**Work to do**.
Go through the listing and return every line with "React" in it.
######
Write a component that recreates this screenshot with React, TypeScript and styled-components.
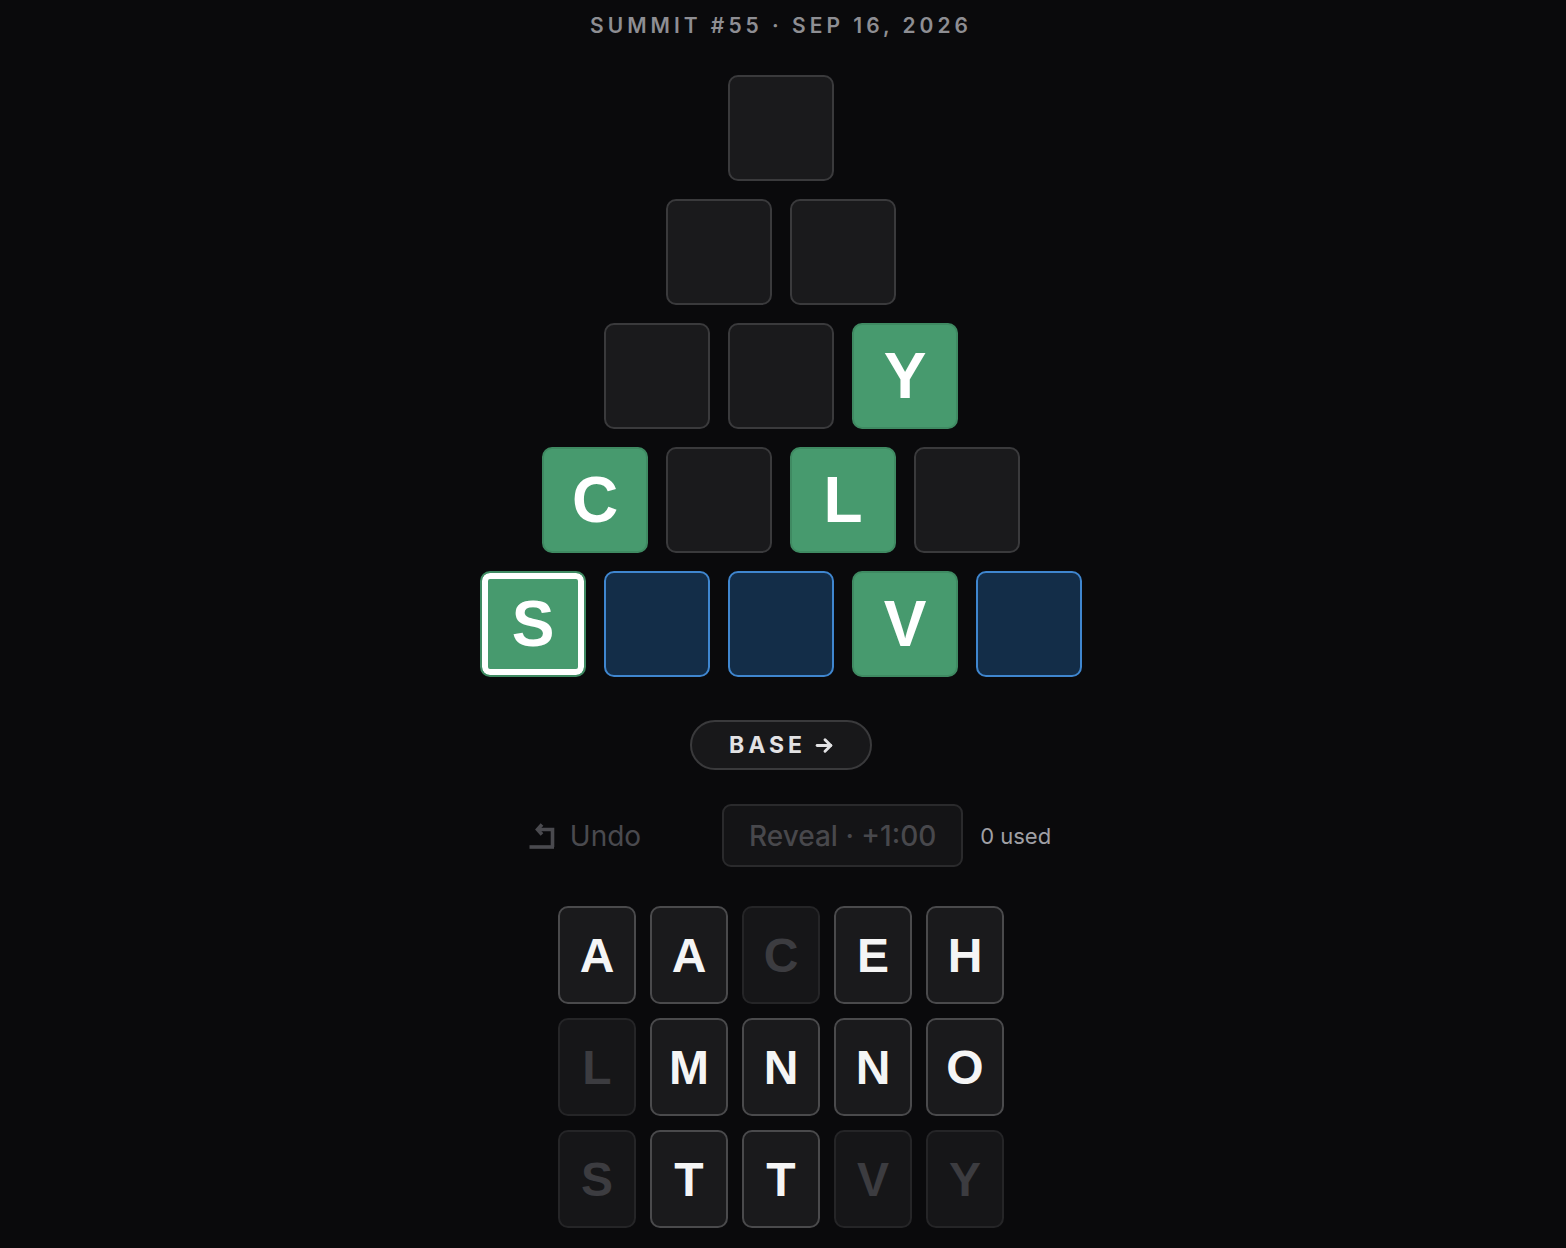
import React from 'react';
import styled, {createGlobalStyle, css} from 'styled-components';

const GlobalStyle = createGlobalStyle`
	html, body {
		margin: 0;
		padding: 0;
		background: #0a0a0c;
	}
	body {
		font-family: Inter, 'Liberation Sans', sans-serif;
	}
`;

type TileKind = 'empty' | 'green' | 'blue' | 'selected';

interface Cell {
	kind: TileKind;
	letter?: string;
}

const pyramid: Cell[][] = [
	[{kind: 'empty'}],
	[{kind: 'empty'}, {kind: 'empty'}],
	[{kind: 'empty'}, {kind: 'empty'}, {kind: 'green', letter: 'Y'}],
	[{kind: 'green', letter: 'C'}, {kind: 'empty'}, {kind: 'green', letter: 'L'}, {kind: 'empty'}],
	[
		{kind: 'selected', letter: 'S'},
		{kind: 'blue'},
		{kind: 'blue'},
		{kind: 'green', letter: 'V'},
		{kind: 'blue'},
	],
];

const keys: {letter: string; used: boolean}[][] = [
	[{letter: 'A', used: false}, {letter: 'A', used: false}, {letter: 'C', used: true}, {letter: 'E', used: false}, {letter: 'H', used: false}],
	[{letter: 'L', used: true}, {letter: 'M', used: false}, {letter: 'N', used: false}, {letter: 'N', used: false}, {letter: 'O', used: false}],
	[{letter: 'S', used: true}, {letter: 'T', used: false}, {letter: 'T', used: false}, {letter: 'V', used: true}, {letter: 'Y', used: true}],
];

const Page = styled.div`
	display: flex;
	flex-direction: column;
	align-items: center;
	padding: 12px 4px 0 0;
	min-height: 100vh;
	box-sizing: border-box;
`;

const Header = styled.div`
	font-size: 21px;
	line-height: 28px;
	font-weight: 600;
	letter-spacing: 4px;
	color: #8e8e93;
	text-transform: uppercase;
`;

const Pyramid = styled.div`
	display: flex;
	flex-direction: column;
	align-items: center;
	gap: 18px;
	margin-top: 35px;
`;

const PyramidRow = styled.div`
	display: flex;
	gap: 18px;
`;

const tileStyles = {
	empty: css`
		background: #1a1a1c;
		border-color: #3a3a3c;
	`,
	green: css`
		background: #479a6e;
		border-color: #3f8a62;
	`,
	blue: css`
		background: #132d48;
		border-color: #3f86cf;
	`,
	selected: css`
		background: #479a6e;
		border-color: #3f8a62;
		box-shadow: inset 0 0 0 6px #ffffff;
	`,
};

const Tile = styled.div<{$kind: TileKind}>`
	width: 106px;
	height: 106px;
	box-sizing: border-box;
	border: 2px solid;
	border-radius: 10px;
	display: flex;
	align-items: center;
	justify-content: center;
	font-family: 'Liberation Sans', Arial, sans-serif;
	font-weight: 700;
	font-size: 64px;
	color: #ffffff;
	${(p) => tileStyles[p.$kind]}
`;

const BaseButton = styled.button`
	margin-top: 43px;
	width: 182px;
	height: 50px;
	border-radius: 25px;
	border: 2px solid #3a3a3c;
	background: #18181a;
	color: #e2e2e4;
	font-family: Inter, 'Liberation Sans', sans-serif;
	font-size: 23px;
	font-weight: 700;
	letter-spacing: 4px;
	display: flex;
	align-items: center;
	justify-content: center;
	gap: 8px;
	padding: 0 0 0 2px;
	cursor: pointer;
`;

const ActionRow = styled.div`
	display: flex;
	align-items: center;
	margin-top: 34px;
	padding-left: 17px;
`;

const UndoButton = styled.button`
	display: flex;
	align-items: center;
	gap: 14px;
	background: none;
	border: none;
	padding: 0;
	margin-right: 81px;
	color: #4a4a4f;
	font-family: Inter, 'Liberation Sans', sans-serif;
	font-size: 28px;
	cursor: default;
`;

const RevealButton = styled.button`
	width: 241px;
	height: 63px;
	box-sizing: border-box;
	border: 2px solid #2a2a2c;
	border-radius: 9px;
	background: #141416;
	color: #48484c;
	font-family: Inter, 'Liberation Sans', sans-serif;
	font-size: 28px;
	font-weight: 500;
	cursor: default;
`;

const UsedText = styled.span`
	margin-left: 17px;
	color: #a0a0a5;
	font-size: 22px;
`;

const Keyboard = styled.div`
	display: flex;
	flex-direction: column;
	gap: 14px;
	margin-top: 39px;
	padding-bottom: 20px;
`;

const KeyRow = styled.div`
	display: flex;
	gap: 14px;
`;

const Key = styled.button<{$used: boolean}>`
	width: 78px;
	height: 98px;
	box-sizing: border-box;
	border-radius: 10px;
	border: 2px solid ${(p) => (p.$used ? '#252527' : '#4a4a4c')};
	background: ${(p) => (p.$used ? '#161618' : '#1a1a1c')};
	color: ${(p) => (p.$used ? '#3c3c40' : '#f5f5f5')};
	font-family: 'Liberation Sans', Arial, sans-serif;
	font-weight: 700;
	font-size: 48px;
	display: flex;
	align-items: center;
	justify-content: center;
	padding: 0;
`;

function UndoIcon() {
	return (
		<svg width="28" height="28" viewBox="0 0 28 28" fill="none" stroke="currentColor" strokeWidth="3.6" strokeLinecap="butt" strokeLinejoin="miter">
			<path d="M14 2.5 L9.5 7.5 L14 12.5" />
			<path d="M10 7.5 H24.5 V25" />
			<path d="M1.5 25 H26" />
		</svg>
	);
}

function ArrowIcon() {
	return (
		<svg width="21" height="21" viewBox="0 0 20 20" fill="none" stroke="currentColor" strokeWidth="2.8" strokeLinecap="round" strokeLinejoin="round">
			<path d="M3 10 H16" />
			<path d="M10.5 4.5 L16 10 L10.5 15.5" />
		</svg>
	);
}

export default function App() {
	return (
		<>
			<GlobalStyle />
			<Page>
				<Header>Summit #55 · Sep 16, 2026</Header>
				<Pyramid>
					{pyramid.map((row, i) => (
						<PyramidRow key={i}>
							{row.map((cell, j) => (
								<Tile key={j} $kind={cell.kind}>
									{cell.letter}
								</Tile>
							))}
						</PyramidRow>
					))}
				</Pyramid>
				<BaseButton>
					BASE <ArrowIcon />
				</BaseButton>
				<ActionRow>
					<UndoButton>
						<UndoIcon />
						Undo
					</UndoButton>
					<RevealButton>Reveal · +1:00</RevealButton>
					<UsedText>0 used</UsedText>
				</ActionRow>
				<Keyboard>
					{keys.map((row, i) => (
						<KeyRow key={i}>
							{row.map((k, j) => (
								<Key key={j} $used={k.used}>
									{k.letter}
								</Key>
							))}
						</KeyRow>
					))}
				</Keyboard>
			</Page>
		</>
	);
}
######
**Solution to the problem**.
Write a component that recreates this screenshot with React, TypeScript and styled-components.
import React from 'react';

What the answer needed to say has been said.